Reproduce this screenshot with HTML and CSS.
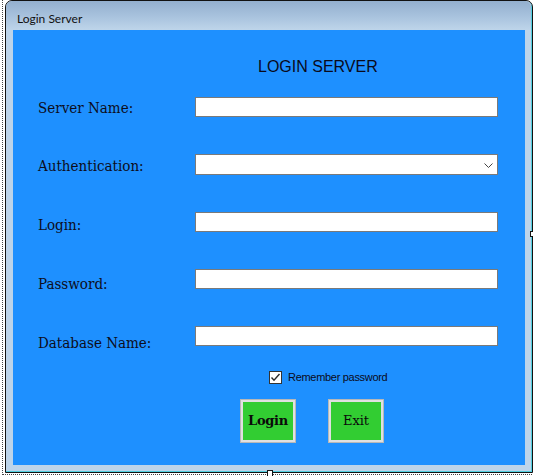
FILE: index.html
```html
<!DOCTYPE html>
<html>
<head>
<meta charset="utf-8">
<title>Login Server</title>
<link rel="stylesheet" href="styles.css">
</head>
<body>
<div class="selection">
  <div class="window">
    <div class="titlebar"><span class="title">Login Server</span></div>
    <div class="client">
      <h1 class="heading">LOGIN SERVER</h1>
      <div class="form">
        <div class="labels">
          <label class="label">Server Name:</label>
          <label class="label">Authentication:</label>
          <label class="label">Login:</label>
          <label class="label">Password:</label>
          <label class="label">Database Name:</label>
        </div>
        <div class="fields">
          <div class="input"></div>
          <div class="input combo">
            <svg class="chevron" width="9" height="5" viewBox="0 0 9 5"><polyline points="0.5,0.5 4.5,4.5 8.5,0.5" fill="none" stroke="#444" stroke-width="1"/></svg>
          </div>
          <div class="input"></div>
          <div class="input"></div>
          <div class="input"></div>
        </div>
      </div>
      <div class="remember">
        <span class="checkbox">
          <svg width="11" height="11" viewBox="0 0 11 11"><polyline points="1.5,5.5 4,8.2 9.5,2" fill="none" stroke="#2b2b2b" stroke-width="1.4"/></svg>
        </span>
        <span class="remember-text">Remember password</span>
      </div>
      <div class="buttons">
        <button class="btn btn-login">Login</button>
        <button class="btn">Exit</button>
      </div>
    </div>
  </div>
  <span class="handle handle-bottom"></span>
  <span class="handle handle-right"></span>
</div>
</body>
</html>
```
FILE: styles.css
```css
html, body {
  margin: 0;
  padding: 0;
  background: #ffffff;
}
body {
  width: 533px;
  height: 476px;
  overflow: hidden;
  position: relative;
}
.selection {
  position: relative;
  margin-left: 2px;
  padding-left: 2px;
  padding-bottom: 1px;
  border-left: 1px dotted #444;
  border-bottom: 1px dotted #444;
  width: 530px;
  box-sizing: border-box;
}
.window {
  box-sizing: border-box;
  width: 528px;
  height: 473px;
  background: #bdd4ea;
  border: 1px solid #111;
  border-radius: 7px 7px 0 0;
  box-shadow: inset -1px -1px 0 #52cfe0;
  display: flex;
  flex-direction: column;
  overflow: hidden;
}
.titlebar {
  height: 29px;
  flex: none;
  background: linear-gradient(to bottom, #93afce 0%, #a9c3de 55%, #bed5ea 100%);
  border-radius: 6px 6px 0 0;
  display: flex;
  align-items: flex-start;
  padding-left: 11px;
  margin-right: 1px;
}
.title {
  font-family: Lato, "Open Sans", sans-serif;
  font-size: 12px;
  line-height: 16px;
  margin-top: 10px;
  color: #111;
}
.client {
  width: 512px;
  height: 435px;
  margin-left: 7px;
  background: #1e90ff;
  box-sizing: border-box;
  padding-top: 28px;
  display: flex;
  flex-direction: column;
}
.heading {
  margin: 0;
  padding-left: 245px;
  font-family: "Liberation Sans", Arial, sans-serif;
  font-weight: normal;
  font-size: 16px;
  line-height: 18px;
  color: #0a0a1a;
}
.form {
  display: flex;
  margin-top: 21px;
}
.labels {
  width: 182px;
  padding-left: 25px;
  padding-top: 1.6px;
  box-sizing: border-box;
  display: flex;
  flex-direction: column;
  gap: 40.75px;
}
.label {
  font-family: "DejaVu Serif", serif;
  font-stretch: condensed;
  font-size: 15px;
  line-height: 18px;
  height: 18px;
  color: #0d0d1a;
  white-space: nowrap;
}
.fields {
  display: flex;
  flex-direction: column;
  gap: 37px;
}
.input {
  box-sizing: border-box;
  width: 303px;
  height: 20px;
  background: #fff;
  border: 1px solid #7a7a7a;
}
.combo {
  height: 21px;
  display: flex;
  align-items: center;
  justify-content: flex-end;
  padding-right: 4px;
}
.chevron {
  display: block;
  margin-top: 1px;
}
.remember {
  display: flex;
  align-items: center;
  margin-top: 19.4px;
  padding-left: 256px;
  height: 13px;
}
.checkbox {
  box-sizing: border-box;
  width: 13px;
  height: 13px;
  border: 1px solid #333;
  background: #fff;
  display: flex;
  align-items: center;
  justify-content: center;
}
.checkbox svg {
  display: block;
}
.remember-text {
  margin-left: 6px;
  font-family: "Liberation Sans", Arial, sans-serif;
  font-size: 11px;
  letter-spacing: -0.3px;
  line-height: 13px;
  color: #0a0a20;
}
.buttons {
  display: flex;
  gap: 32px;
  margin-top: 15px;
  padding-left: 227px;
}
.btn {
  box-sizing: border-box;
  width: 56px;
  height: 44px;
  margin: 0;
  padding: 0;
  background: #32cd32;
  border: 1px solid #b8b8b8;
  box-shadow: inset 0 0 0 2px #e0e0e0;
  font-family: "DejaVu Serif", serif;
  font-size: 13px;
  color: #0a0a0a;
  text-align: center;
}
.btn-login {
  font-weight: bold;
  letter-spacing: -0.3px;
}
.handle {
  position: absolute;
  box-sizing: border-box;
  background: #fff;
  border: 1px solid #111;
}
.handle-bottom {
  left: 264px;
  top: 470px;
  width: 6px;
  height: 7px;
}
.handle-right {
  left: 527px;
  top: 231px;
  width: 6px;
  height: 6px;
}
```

##############################

Leave out the pictures and output the rest of the material exactly as written.

• **ANSWER TO THE PROBLEM**
Reproduce this screenshot with HTML and CSS.
FILE: index.html
```html
<!DOCTYPE html>
<html>
<head>
<meta charset="utf-8">
<title>Login Server</title>
<link rel="stylesheet" href="styles.css">
</head>
<body>
<div class="selection">
  <div class="window">
    <div class="titlebar"><span class="title">Login Server</span></div>
    <div class="client">
      <h1 class="heading">LOGIN SERVER</h1>
      <div class="form">
        <div class="labels">
          <label class="label">Server Name:</label>
          <label class="label">Authentication:</label>
          <label class="label">Login:</label>
          <label class="label">Password:</label>
          <label class="label">Database Name:</label>
        </div>
        <div class="fields">
          <div class="input"></div>
          <div class="input combo">
            <svg class="chevron" width="9" height="5" viewBox="0 0 9 5"><polyline points="0.5,0.5 4.5,4.5 8.5,0.5" fill="none" stroke="#444" stroke-width="1"/></svg>
          </div>
          <div class="input"></div>
          <div class="input"></div>
          <div class="input"></div>
        </div>
      </div>
      <div class="remember">
        <span class="checkbox">
          <svg width="11" height="11" viewBox="0 0 11 11"><polyline points="1.5,5.5 4,8.2 9.5,2" fill="none" stroke="#2b2b2b" stroke-width="1.4"/></svg>
        </span>
        <span class="remember-text">Remember password</span>
      </div>
      <div class="buttons">
        <button class="btn btn-login">Login</button>
        <button class="btn">Exit</button>
      </div>
    </div>
  </div>
  <span class="handle handle-bottom"></span>
  <span class="handle handle-right"></span>
</div>
</body>
</html>
```
FILE: styles.css
```css
html, body {
  margin: 0;
  padding: 0;
  background: #ffffff;
}
body {
  width: 533px;
  height: 476px;
  overflow: hidden;
  position: relative;
}
.selection {
  position: relative;
  margin-left: 2px;
  padding-left: 2px;
  padding-bottom: 1px;
  border-left: 1px dotted #444;
  border-bottom: 1px dotted #444;
  width: 530px;
  box-sizing: border-box;
}
.window {
  box-sizing: border-box;
  width: 528px;
  height: 473px;
  background: #bdd4ea;
  border: 1px solid #111;
  border-radius: 7px 7px 0 0;
  box-shadow: inset -1px -1px 0 #52cfe0;
  display: flex;
  flex-direction: column;
  overflow: hidden;
}
.titlebar {
  height: 29px;
  flex: none;
  background: linear-gradient(to bottom, #93afce 0%, #a9c3de 55%, #bed5ea 100%);
  border-radius: 6px 6px 0 0;
  display: flex;
  align-items: flex-start;
  padding-left: 11px;
  margin-right: 1px;
}
.title {
  font-family: Lato, "Open Sans", sans-serif;
  font-size: 12px;
  line-height: 16px;
  margin-top: 10px;
  color: #111;
}
.client {
  width: 512px;
  height: 435px;
  margin-left: 7px;
  background: #1e90ff;
  box-sizing: border-box;
  padding-top: 28px;
  display: flex;
  flex-direction: column;
}
.heading {
  margin: 0;
  padding-left: 245px;
  font-family: "Liberation Sans", Arial, sans-serif;
  font-weight: normal;
  font-size: 16px;
  line-height: 18px;
  color: #0a0a1a;
}
.form {
  display: flex;
  margin-top: 21px;
}
.labels {
  width: 182px;
  padding-left: 25px;
  padding-top: 1.6px;
  box-sizing: border-box;
  display: flex;
  flex-direction: column;
  gap: 40.75px;
}
.label {
  font-family: "DejaVu Serif", serif;
  font-stretch: condensed;
  font-size: 15px;
  line-height: 18px;
  height: 18px;
  color: #0d0d1a;
  white-space: nowrap;
}
.fields {
  display: flex;
  flex-direction: column;
  gap: 37px;
}
.input {
  box-sizing: border-box;
  width: 303px;
  height: 20px;
  background: #fff;
  border: 1px solid #7a7a7a;
}
.combo {
  height: 21px;
  display: flex;
  align-items: center;
  justify-content: flex-end;
  padding-right: 4px;
}
.chevron {
  display: block;
  margin-top: 1px;
}
.remember {
  display: flex;
  align-items: center;
  margin-top: 19.4px;
  padding-left: 256px;
  height: 13px;
}
.checkbox {
  box-sizing: border-box;
  width: 13px;
  height: 13px;
  border: 1px solid #333;
  background: #fff;
  display: flex;
  align-items: center;
  justify-content: center;
}
.checkbox svg {
  display: block;
}
.remember-text {
  margin-left: 6px;
  font-family: "Liberation Sans", Arial, sans-serif;
  font-size: 11px;
  letter-spacing: -0.3px;
  line-height: 13px;
  color: #0a0a20;
}
.buttons {
  display: flex;
  gap: 32px;
  margin-top: 15px;
  padding-left: 227px;
}
.btn {
  box-sizing: border-box;
  width: 56px;
  height: 44px;
  margin: 0;
  padding: 0;
  background: #32cd32;
  border: 1px solid #b8b8b8;
  box-shadow: inset 0 0 0 2px #e0e0e0;
  font-family: "DejaVu Serif", serif;
  font-size: 13px;
  color: #0a0a0a;
  text-align: center;
}
.btn-login {
  font-weight: bold;
  letter-spacing: -0.3px;
}
.handle {
  position: absolute;
  box-sizing: border-box;
  background: #fff;
  border: 1px solid #111;
}
.handle-bottom {
  left: 264px;
  top: 470px;
  width: 6px;
  height: 7px;
}
.handle-right {
  left: 527px;
  top: 231px;
  width: 6px;
  height: 6px;
}
```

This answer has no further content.